For simplicity I would recommend the second option.

object CheckCommand "fujitsu_eternus_dx" {
    command = [ PythonBin, PluginDir + "/check_fujitsu_eternus_dx.pyc"]

    arguments = {
            "--host" = {
                    value = "$fujitsu_eternus_dx_address$"
            }
            "--user" = {
                    value = "$fujitsu_eternus_dx_user$"
            }
            "--user2" = {
                    value = "$fujitsu_eternus_dx_user2$"
            }
            "--verbose" = {
                    value = "$fujitsu_eternus_dx_options$"
                    description = "1 - general mode, 2 - detail mode"
            }
            "--warning" = {
                    value = "$fujitsu_eternus_dx_warning$"
                    description = "Warning threshold"
            }
            "--critical" = {
                    value = "$fujitsu_eternus_dx_critical$"
                    description = "Critical threshold"
            }
            "--performance" = {
                    value = "$fujitsu_eternus_dx_performance$"
                    description = "Performance mode, available options: P" //TODO: Add more options
            }
            "--uom" = {
                    value = "$fujitsu_eternus_dx_uom$"
                    description = "Set the required unit of measurement for performance data metrics."
            }

            //Add all available modes and set the parameters whenever enabled in the service.
            "--chkvolumes" = {
                    set_if = "$fujitsu_eternus_dx_chkvolumes$"
                    description = ""
            }
            "--chkraids" = {
                    set_if = "$fujitsu_eternus_dx_chkraids$"
                    description = ""
            }
            "--chkrecpaths" = {
                    set_if = "$fujitsu_eternus_dx_chkrecpaths$"
                    description = ""
            }

           //TODO for you: Add more chk parameters based on the docs. 

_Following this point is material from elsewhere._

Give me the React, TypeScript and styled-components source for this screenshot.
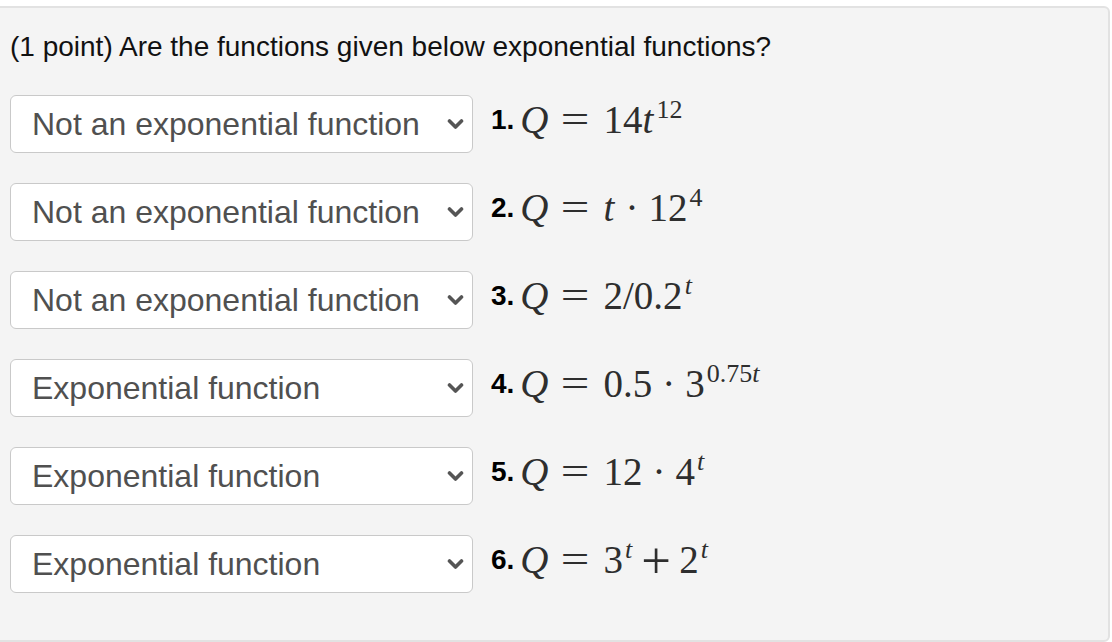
import React from "react";
import styled, { createGlobalStyle } from "styled-components";

const GlobalStyle = createGlobalStyle`
  html, body {
    margin: 0;
    padding: 0;
    background: #ffffff;
    overflow: hidden;
  }

  body {
    font-family: "Liberation Sans", Arial, sans-serif;
  }
`;

const Page = styled.div`
  height: 642px;
  padding-top: 6px;
  box-sizing: border-box;
`;

const Panel = styled.div`
  height: 636px;
  box-sizing: border-box;
  margin: 0 2px 0 -10px;
  padding: 23px 0 0 18px;
  background: #f4f4f4;
  border: 2px solid #e2e2e2;
  border-radius: 6px;
`;

const Prompt = styled.div`
  font-size: 28px;
  line-height: 32px;
  color: #111111;
`;

const List = styled.div`
  display: flex;
  flex-direction: column;
  gap: 30px;
  margin-top: 32px;
`;

const Row = styled.div`
  display: flex;
  align-items: center;
  height: 58px;
`;

const SelectWrap = styled.div`
  position: relative;
  width: 463px;
  height: 58px;
  flex-shrink: 0;
`;

const Select = styled.select`
  appearance: none;
  -webkit-appearance: none;
  width: 100%;
  height: 100%;
  box-sizing: border-box;
  padding: 0 0 0 21px;
  margin: 0;
  background: #ffffff;
  border: 1.5px solid #c9c9c9;
  border-radius: 6px;
  font-family: "Liberation Sans", Arial, sans-serif;
  font-size: 32px;
  color: #505050;
  outline: none;
`;

const Chevron = styled.svg`
  position: absolute;
  right: 9px;
  top: 23px;
  width: 17px;
  height: 12px;
  fill: none;
  stroke: #555555;
  stroke-width: 3.6;
  stroke-linecap: round;
  stroke-linejoin: round;
  pointer-events: none;
`;

const Label = styled.span`
  margin-left: 18px;
  margin-bottom: 8px;
  font-size: 28px;
  font-weight: 700;
  color: #000000;
`;

const MathExpr = styled.span`
  margin-left: 6px;
  margin-bottom: 10px;
  font-family: "Liberation Serif", "Times New Roman", serif;
  font-size: 39px;
  line-height: 1;
  color: #2e2e2e;
  white-space: nowrap;
`;

const V = styled.i`
  font-style: italic;
  padding-right: 1px;
`;

const Rel = styled.span`
  display: inline-block;
  margin: 0 18px 0 14px;
  transform: scaleX(1.3);
`;

const Bin = styled.span<{ $wide?: boolean }>`
  display: inline-block;
  margin: 0 ${({ $wide }) => ($wide ? "12px" : "10px")};
  transform: ${({ $wide }) => ($wide ? "scale(1.35)" : "none")};
`;

const Sup = styled.sup`
  font-size: 26px;
  vertical-align: 15px;
  line-height: 0;
  margin-left: 2px;
`;

type Question = {
  answer: string;
  expr: React.ReactNode;
};

const OPTIONS = ["?", "Exponential function", "Not an exponential function"];

const questions: Question[] = [
  {
    answer: "Not an exponential function",
    expr: (
      <>
        14<V>t</V>
        <Sup>12</Sup>
      </>
    ),
  },
  {
    answer: "Not an exponential function",
    expr: (
      <>
        <V>t</V>
        <Bin>·</Bin>12<Sup>4</Sup>
      </>
    ),
  },
  {
    answer: "Not an exponential function",
    expr: (
      <>
        2/0.2
        <Sup>
          <V>t</V>
        </Sup>
      </>
    ),
  },
  {
    answer: "Exponential function",
    expr: (
      <>
        0.5<Bin>·</Bin>3
        <Sup>
          0.75<V>t</V>
        </Sup>
      </>
    ),
  },
  {
    answer: "Exponential function",
    expr: (
      <>
        12<Bin>·</Bin>4
        <Sup>
          <V>t</V>
        </Sup>
      </>
    ),
  },
  {
    answer: "Exponential function",
    expr: (
      <>
        3
        <Sup>
          <V>t</V>
        </Sup>
        <Bin $wide>+</Bin>2
        <Sup>
          <V>t</V>
        </Sup>
      </>
    ),
  },
];

const App = () => {
  return (
    <>
      <GlobalStyle />
      <Page>
        <Panel>
          <Prompt>(1 point) Are the functions given below exponential functions?</Prompt>
          <List>
            {questions.map((q, i) => (
              <Row key={i}>
                <SelectWrap>
                  <Select defaultValue={q.answer}>
                    {OPTIONS.map((o) => (
                      <option key={o} value={o}>
                        {o}
                      </option>
                    ))}
                  </Select>
                  <Chevron viewBox="0 0 17 12" aria-hidden="true">
                    <path d="M2.5 3 L8.5 9 L14.5 3" />
                  </Chevron>
                </SelectWrap>
                <Label>{i + 1}.</Label>
                <MathExpr>
                  <V>Q</V>
                  <Rel>=</Rel>
                  {q.expr}
                </MathExpr>
              </Row>
            ))}
          </List>
        </Panel>
      </Page>
    </>
  );
};

export default App;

            // Special handling for remoteboxid - only add the parameter with the value when the specific command type is used
            "--remoteboxid" = {
                    value = "$fujitsu_eternus_dx_remoteboxid$"
                    description = ""
                    set_if = "$fujitsu_eternus_dx_chkrecpaths$"
            }
     }
}

A typical Service definition is rather short and readable, without those parameter hacks after the ! character. Typically errors in check execution source from free form arguments, that’s why Icinga 2 follows a different approach with generic check command objects.

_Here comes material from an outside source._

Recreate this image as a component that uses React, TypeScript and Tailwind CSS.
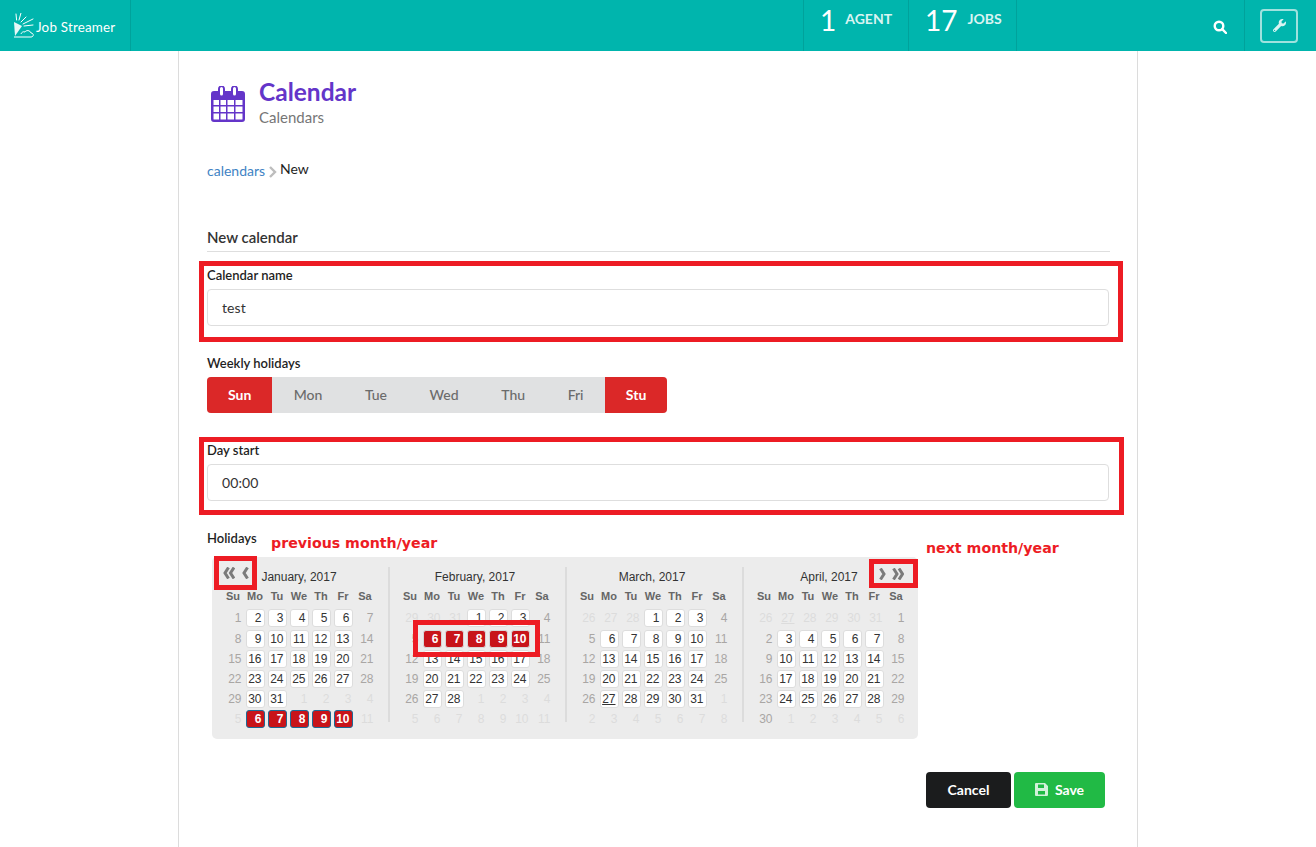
import { FaWrench } from "react-icons/fa";

const weekdays = ["Su", "Mo", "Tu", "We", "Th", "Fr", "Sa"];

type Day = { n: number; kind: "off" | "weekend" | "open" | "selected" | "selected-plain" | "today" | "faint-today" };

const off = (...ns: number[]): Day[] => ns.map((n) => ({ n, kind: "off" }));
const we = (n: number): Day => ({ n, kind: "weekend" });
const open = (...ns: number[]): Day[] => ns.map((n) => ({ n, kind: "open" }));
const sel = (...ns: number[]): Day[] => ns.map((n) => ({ n, kind: "selected" }));
const selPlain = (...ns: number[]): Day[] => ns.map((n) => ({ n, kind: "selected-plain" }));

const months: { title: string; shift: string; rows: Day[][] }[] = [
  {
    title: "January, 2017",
    shift: "",
    rows: [
      [we(1), ...open(2, 3, 4, 5, 6), we(7)],
      [we(8), ...open(9, 10, 11, 12, 13), we(14)],
      [we(15), ...open(16, 17, 18, 19, 20), we(21)],
      [we(22), ...open(23, 24, 25, 26, 27), we(28)],
      [we(29), ...open(30, 31), ...off(1, 2, 3, 4)],
      [...off(5), ...sel(6, 7, 8, 9, 10), ...off(11)],
    ],
  },
  {
    title: "February, 2017",
    shift: "-translate-x-[1px]",
    rows: [
      [...off(29, 30, 31), ...open(1, 2, 3), we(4)],
      [we(5), ...selPlain(6, 7, 8, 9, 10), we(11)],
      [we(12), ...open(13, 14, 15, 16, 17), we(18)],
      [we(19), ...open(20, 21, 22, 23, 24), we(25)],
      [we(26), ...open(27, 28), ...off(1, 2, 3, 4)],
      off(5, 6, 7, 8, 9, 10, 11),
    ],
  },
  {
    title: "March, 2017",
    shift: "-translate-x-[1px]",
    rows: [
      [...off(26, 27, 28), ...open(1, 2, 3), we(4)],
      [we(5), ...open(6, 7, 8, 9, 10), we(11)],
      [we(12), ...open(13, 14, 15, 16, 17), we(18)],
      [we(19), ...open(20, 21, 22, 23, 24), we(25)],
      [we(26), { n: 27, kind: "today" }, ...open(28, 29, 30, 31), ...off(1)],
      off(2, 3, 4, 5, 6, 7, 8),
    ],
  },
  {
    title: "April, 2017",
    shift: "-translate-x-[1px]",
    rows: [
      [...off(26), { n: 27, kind: "faint-today" }, ...off(28, 29, 30, 31), we(1)],
      [we(2), ...open(3, 4, 5, 6, 7), we(8)],
      [we(9), ...open(10, 11, 12, 13, 14), we(15)],
      [we(16), ...open(17, 18, 19, 20, 21), we(22)],
      [we(23), ...open(24, 25, 26, 27, 28), we(29)],
      [we(30), ...off(1, 2, 3, 4, 5, 6)],
    ],
  },
];

function Logo() {
  return (
    <svg width="22" height="25" viewBox="0 0 22 25" fill="none" stroke="white" strokeWidth="1" className="shrink-0">
      <path d="M1 9 L9 13 L2 23 Z" fill="white" stroke="none" opacity="0.9" />
      <path d="M3 1 L3.6 7 M8 0 L6 7 M13 4 L8 9 M20 6 L10 11 M20 12 L11 13" strokeLinecap="round" />
      <path d="M1 24 H18 C21 24 21 20 18 20 C17 17 13 17 12 19 C10 18 8 20 8 21" />
    </svg>
  );
}

function CalendarIcon() {
  return (
    <svg width="34" height="38" viewBox="0 0 34 38" className="shrink-0 text-[#6435c9]">
      <path
        fill="currentColor"
        fillRule="evenodd"
        d="M3 5 H7 V3 a3.5 3.5 0 0 1 7 0 V5 H20 V3 a3.5 3.5 0 0 1 7 0 V5 H31 a3 3 0 0 1 3 3 V33 a3 3 0 0 1 -3 3 H3 a3 3 0 0 1 -3 -3 V8 a3 3 0 0 1 3 -3 Z M9 2.5 V8 a1.5 1.5 0 0 0 3 0 V2.5 a1.5 1.5 0 0 0 -3 0 Z M22 2.5 V8 a1.5 1.5 0 0 0 3 0 V2.5 a1.5 1.5 0 0 0 -3 0 Z M2.5 14 V19 H8 V14 Z M9.5 14 V19 H15 V14 Z M16.5 14 V19 H23 V14 Z M24.5 14 V19 H31.5 V14 Z M2.5 20.5 V26 H8 V20.5 Z M9.5 20.5 V26 H15 V20.5 Z M16.5 20.5 V26 H23 V20.5 Z M24.5 20.5 V26 H31.5 V20.5 Z M2.5 27.5 V33 a0.5 0.5 0 0 0 0.5 0.5 H8 V27.5 Z M9.5 27.5 V33.5 H15 V27.5 Z M16.5 27.5 V33.5 H23 V27.5 Z M24.5 27.5 V33.5 H31 a0.5 0.5 0 0 0 0.5 -0.5 V27.5 Z"
      />
    </svg>
  );
}

function Chevron({ dir, double }: { dir: "left" | "right"; double?: boolean }) {
  const d =
    dir === "left"
      ? double
        ? "M5.5 0.5 L2 6 L5.5 11.5 M11 0.5 L7.5 6 L11 11.5"
        : "M5.5 0.5 L2 6 L5.5 11.5"
      : double
        ? "M1.5 0.5 L5 6 L1.5 11.5 M7 0.5 L10.5 6 L7 11.5"
        : "M1.5 0.5 L5 6 L1.5 11.5";
  return (
    <svg width={double ? 12 : 7} height="12" viewBox={double ? "0 0 12 12" : "0 0 7 12"} fill="none" stroke="#7b7b7b" strokeWidth="3">
      <path d={d} />
    </svg>
  );
}

function DayCell({ day }: { day: Day }) {
  const base = "h-[18px] w-[19px] flex items-center text-[12px] leading-none";
  if (day.kind === "off" || day.kind === "faint-today") {
    return (
      <div className={`${base} mx-auto justify-end pr-[1px] text-[#dcdcdc] ${day.kind === "faint-today" ? "underline" : ""}`}>
        {day.n}
      </div>
    );
  }
  if (day.kind === "weekend") {
    return <div className={`${base} mx-auto justify-end pr-[1px] text-[#a9a6a4]`}>{day.n}</div>;
  }
  if (day.kind === "selected" || day.kind === "selected-plain") {
    return (
      <div
        className={`${base} mx-auto justify-end pr-[2px] rounded-[3px] border bg-[#c8141a] font-bold text-white ${day.kind === "selected" ? "border-[#1d6a96]" : "border-[#d8d8d8]"}`}
      >
        {day.n}
      </div>
    );
  }
  return (
    <div
      className={`${base} mx-auto justify-end pr-[2px] rounded-[3px] border border-[#dddddd] bg-white text-[#333] ${day.kind === "today" ? "underline" : ""}`}
    >
      {day.n}
    </div>
  );
}

function MonthTable({ month, index }: { month: (typeof months)[number]; index: number }) {
  return (
    <div className={`h-[155px] shrink-0 ${index > 0 ? "w-[177px] border-l-2 border-[#dcdcdc] pl-[9px]" : "w-[176px] pl-[10px]"}`}>
      <div className={`h-[20px] w-[154px] text-center text-[12px] leading-[20px] text-[#333] ${month.shift}`}>{month.title}</div>
      <div className="grid h-[20px] grid-cols-[repeat(7,22px)] items-center pb-[2px] text-center text-[11px] font-bold text-[#666]">
        {weekdays.map((w) => (
          <div key={w}>{w}</div>
        ))}
      </div>
      <div className="flex flex-col">
        {month.rows.map((row, i) => (
          <div key={i} className={`grid grid-cols-[repeat(7,22px)] items-center ${i === 0 ? "h-[22px]" : "h-[20px]"}`}>
            {row.map((d, j) => (
              <DayCell key={j} day={d} />
            ))}
          </div>
        ))}
      </div>
    </div>
  );
}

const weeklyDays = [
  { label: "Sun", on: true },
  { label: "Mon", on: false },
  { label: "Tue", on: false },
  { label: "Wed", on: false },
  { label: "Thu", on: false },
  { label: "Fri", on: false },
  { label: "Stu", on: true },
];

export default function App() {
  return (
    <div className="min-h-[847px] overflow-hidden bg-white font-['Lato','Open_Sans',sans-serif] text-[14px] text-[#1f1f1f]">
      {/* 上部ナビ */}
      <header className="flex h-[51px] items-stretch bg-[#00b5ad] text-white">
        <div className="flex w-[131px] items-center gap-[1px] border-r border-[#00a29b] pl-[13px] text-[13.4px] tracking-[0.2px]">
          <Logo />
          <span className="pt-[3px]">Job Streamer</span>
        </div>
        <div className="ml-[672px] flex">
          <div className="flex w-[106px] items-start gap-[9px] border-x border-[#00a29b] pl-[16px]">
            <span className="text-[28px] leading-[40px]">1</span>
            <span className="pt-[10px] text-[14px] font-bold leading-[18px] text-[#d9f4f2]">AGENT</span>
          </div>
          <div className="flex w-[108px] items-start gap-[10px] border-r border-[#00a29b] pl-[16px]">
            <span className="text-[28px] leading-[40px]">17</span>
            <span className="pt-[10px] text-[14px] font-bold leading-[18px] text-[#d9f4f2]">JOBS</span>
          </div>
        </div>
        <div className="flex w-[227px] items-center justify-end pr-[17px] pt-[3px]">
          <svg width="14" height="14" viewBox="0 0 14 14" fill="none" stroke="white" strokeWidth="2.4">
            <circle cx="6" cy="6" r="4.3" />
            <path d="M9.2 9.2 L13 13" strokeLinecap="round" />
          </svg>
        </div>
        <div className="flex flex-1 items-center border-l border-[#00a29b] pl-[15px]">
          <div className="flex h-[34px] w-[38px] items-center justify-center rounded-[4px] border-2 border-[#9fe2de]">
            <FaWrench size={13} className="text-[#d9f4f2]" />
          </div>
        </div>
      </header>

      {/* 本体 */}
      <main className="relative ml-[178px] h-[796px] w-[960px] border-x border-[#dcdcdc] pl-[28px] pr-[28px]">
        <div className="flex items-start gap-[14px] pl-[4px] pt-[35px]">
          <CalendarIcon />
          <div className="-mt-[9px]">
            <h1 className="text-[24.5px] font-bold leading-[30px] text-[#6435c9]">Calendar</h1>
            <p className="text-[15px] leading-[20px] text-[#767676]">Calendars</p>
          </div>
        </div>

        <div className="mt-[34px] flex items-center text-[14px] leading-[20px]">
          <a className="text-[#4183c4]">calendars</a>
          <svg width="9" height="12" viewBox="0 0 9 12" fill="none" stroke="#bdbdbd" strokeWidth="2.4" className="ml-[3px] mr-[3px] mt-[1px]">
            <path d="M2 1 L7 6 L2 11" />
          </svg>
          <span className="-mt-[4px] text-[#1f1f1f]">New</span>
        </div>

        <h2 className="mt-[45px] w-[903px] border-b border-[#dedede] pb-[3px] text-[15px] font-semibold leading-[22px] text-[#333]">
          New calendar
        </h2>

        <div className="mt-[14px] w-[902px]">
          <label className="block text-[13px] font-semibold leading-[18px]">Calendar name</label>
          <div className="mt-[5px] flex h-[37px] items-center rounded-[4px] border border-[#dedede] pl-[14px] text-[14px] tracking-[0.1px] text-[#333]">
            test
          </div>
        </div>

        <div className="mt-[28px]">
          <label className="block text-[13px] font-semibold leading-[18px]">Weekly holidays</label>
          <div className="mt-[5px] inline-flex h-[36px] overflow-hidden rounded-[4px] bg-[#e0e1e2]">
            {weeklyDays.map((d) => (
              <div
                key={d.label}
                className={`flex items-center pb-[1px] text-[14px] ${d.on ? "bg-[#db2828] px-[21px] font-bold text-white" : "px-[21.3px] font-medium text-[#6b6b6b]"}`}
              >
                {d.label}
              </div>
            ))}
          </div>
        </div>

        <div className="mt-[28px] w-[902px]">
          <label className="block text-[13px] font-semibold leading-[18px]">Day start</label>
          <div className="mt-[5px] flex h-[37px] items-center rounded-[4px] border border-[#dedede] pl-[14px] text-[14px] tracking-[0.1px] text-[#333]">
            00:00
          </div>
        </div>

        <div className="mt-[28px]">
          <label className="block text-[13px] font-semibold leading-[18px]">Holidays</label>
          <div className="ml-[5px] mt-[10px] flex h-[182px] w-[706px] rounded-[5px] bg-[#ececec] pt-[10px] font-['Liberation_Sans',Arial,sans-serif]">
            {months.map((m, i) => (
              <MonthTable key={m.title} month={m} index={i} />
            ))}
          </div>
        </div>

        <div className="absolute left-[747px] top-[721px] flex gap-[3px]">
          <button className="h-[36px] w-[85px] rounded-[4px] bg-[#1b1c1d] pb-[1px] text-[14px] font-bold text-white">Cancel</button>
          <button className="flex h-[36px] w-[91px] items-center justify-center gap-[7px] rounded-[4px] bg-[#21ba45] pb-[1px] text-[14px] font-bold text-white">
            <svg width="13" height="13" viewBox="0 0 13 13" className="opacity-80">
              <path
                fill="white"
                fillRule="evenodd"
                d="M1 0 H10 L13 3 V12 a1 1 0 0 1 -1 1 H1 a1 1 0 0 1 -1 -1 V1 a1 1 0 0 1 1 -1 Z M3 1.5 V5 H9 V1.5 Z M3 8 V11.5 H10 V8 Z"
              />
            </svg>
            Save
          </button>
        </div>

        {/* 赤枠の注釈 */}
        <div className="absolute left-[20px] top-[210px] h-[81px] w-[924px] border-[5px] border-[#ed1c24]" />
        <div className="absolute left-[20px] top-[386px] h-[78px] w-[925px] border-[5px] border-[#ed1c24]" />
        <div className="absolute left-[35px] top-[505px] flex h-[34px] w-[43px] items-center gap-[7px] border-[5px] border-[#ed1c24] pl-[4px]">
          <Chevron dir="left" double />
          <Chevron dir="left" />
        </div>
        <div className="absolute left-[690px] top-[508px] flex h-[29px] w-[49px] items-center gap-[6px] border-[5px] border-[#ed1c24] pl-[5px]">
          <Chevron dir="right" />
          <Chevron dir="right" double />
        </div>
        <div className="absolute left-[234px] top-[569px] h-[37px] w-[127px] border-[5px] border-[#ed1c24]" />
        <div className="absolute left-[92px] top-[481px] font-['DejaVu_Sans',Verdana,sans-serif] text-[14.2px] font-bold leading-[22px] text-[#ed1c24]">
          previous month/year
        </div>
        <div className="absolute left-[747px] top-[486px] font-['DejaVu_Sans',Verdana,sans-serif] text-[14.2px] font-bold leading-[22px] text-[#ed1c24]">
          next month/year
        </div>
      </main>
    </div>
  );
}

apply Service "eternus-raids" {
  check_command = "fujitsu_eternus_dx"

  vars.fujitsu_eternus_dx_chkraids = true
  vars.fujitsu_eternus_dx_warning = "N1"
  vars.fujitsu_eternus_dx_critical = "M1"
  vars.fujitsu_eternus_dx_performance = "P"

  assign where host.vars.vendor == "fujitsu" && host.vars.hw_type == "eternus"
}

The rest is more or less up to you. Write the CheckCommand just one time in a good generic way, and always have readable parameter definitions. You can also hide these parameters into service templates if you want.

Cheers,
Michael

1 Like

Hello Michael,

WOW, thanks a lot for this extensive explanation which really made a number of aspects much clearer for me.

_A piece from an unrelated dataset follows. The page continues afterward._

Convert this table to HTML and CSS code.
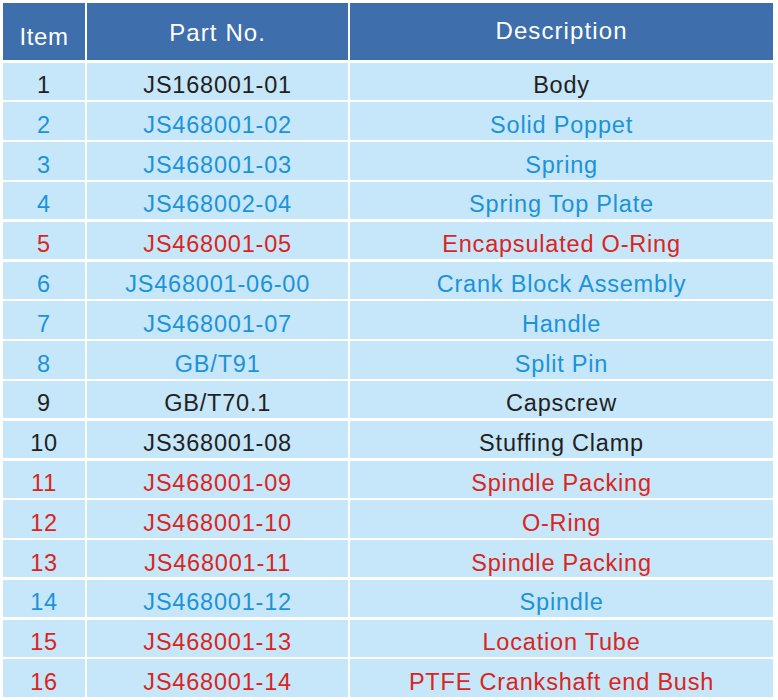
FILE: index.html
```html
<!DOCTYPE html>
<html lang="en">
<head>
<meta charset="utf-8">
<title>Parts List</title>
<link rel="stylesheet" href="styles.css">
</head>
<body>
<div class="table">
  <div class="head head-item">Item</div>
  <div class="head head-part">Part No.</div>
  <div class="head head-desc">Description</div>

  <div class="cell k">1</div><div class="cell k">JS168001-01</div><div class="cell k">Body</div>
  <div class="cell b">2</div><div class="cell b">JS468001-02</div><div class="cell b">Solid Poppet</div>
  <div class="cell b">3</div><div class="cell b">JS468001-03</div><div class="cell b">Spring</div>
  <div class="cell b">4</div><div class="cell b">JS468002-04</div><div class="cell b">Spring Top Plate</div>
  <div class="cell r">5</div><div class="cell r">JS468001-05</div><div class="cell r">Encapsulated O-Ring</div>
  <div class="cell b">6</div><div class="cell b">JS468001-06-00</div><div class="cell b">Crank Block Assembly</div>
  <div class="cell b">7</div><div class="cell b">JS468001-07</div><div class="cell b">Handle</div>
  <div class="cell b">8</div><div class="cell b">GB/T91</div><div class="cell b">Split Pin</div>
  <div class="cell k">9</div><div class="cell k">GB/T70.1</div><div class="cell k">Capscrew</div>
  <div class="cell k">10</div><div class="cell k">JS368001-08</div><div class="cell k">Stuffing Clamp</div>
  <div class="cell r">11</div><div class="cell r">JS468001-09</div><div class="cell r">Spindle Packing</div>
  <div class="cell r">12</div><div class="cell r">JS468001-10</div><div class="cell r">O-Ring</div>
  <div class="cell r">13</div><div class="cell r">JS468001-11</div><div class="cell r">Spindle Packing</div>
  <div class="cell b">14</div><div class="cell b">JS468001-12</div><div class="cell b">Spindle</div>
  <div class="cell r">15</div><div class="cell r">JS468001-13</div><div class="cell r">Location Tube</div>
  <div class="cell r">16</div><div class="cell r">JS468001-14</div><div class="cell r">PTFE Crankshaft end Bush</div>
</div>
</body>
</html>
```

FILE: styles.css
```css
html, body {
  margin: 0;
  padding: 0;
  background: #ffffff;
}

body {
  font-family: "Liberation Sans", Arial, sans-serif;
}

.table {
  display: grid;
  grid-template-columns: 82px 260.5px 422.5px;
  grid-template-rows: 57.3px repeat(16, 37.4px);
  gap: 2.4px;
  padding: 3px 0 0 3px;
}

.head {
  background: #3e6eab;
  color: #ffffff;
  font-size: 24px;
  letter-spacing: 1.1px;
  display: flex;
  justify-content: center;
  align-items: flex-start;
  line-height: 1;
  box-sizing: border-box;
}

.head-item {
  padding-top: 22px;
  letter-spacing: 0.6px;
}

.head-part {
  padding-top: 18px;
}

.head-desc {
  padding-top: 16px;
}

.cell {
  background: #c6e6f9;
  font-size: 23.5px;
  letter-spacing: 0.8px;
  display: flex;
  align-items: center;
  justify-content: center;
  padding-top: 9px;
  box-sizing: border-box;
  line-height: 1;
  white-space: nowrap;
}

.k { color: #231f20; }
.b { color: #1b93d8; }
.r { color: #da251d; }
```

But even after implementing your code, the check fails:

## Plugin-Output
error : 202 : Host or IP is not specified.
['--chkraids', '--host', '10.74.194.25', '--user', 'icinga1', '--verbose', '1']

As you can see, all necessary parameters are there, but I guess Icinga executes the command like this:

/usr/bin/python2.7 /usr/lib/nagios/plugins/check_fujitsu_eternus_dx.pyc ---chkraids --host 10.74.194.25 --user icinga1 --verbose1 

But the plugins needs the equal sign between parameter and value:

/usr/bin/python2.7 /usr/lib/nagios/plugins/check_fujitsu_eternus_dx.pyc --chkraids --host=10.74.194.25 --user=icinga1 --verbose=1

Regards,

Stefan

Hi,

hm, I am not sure about this, since typically when you know Python, you’re using the argparser class. Since that code is pre-compiled closed source foobar, hard to guess.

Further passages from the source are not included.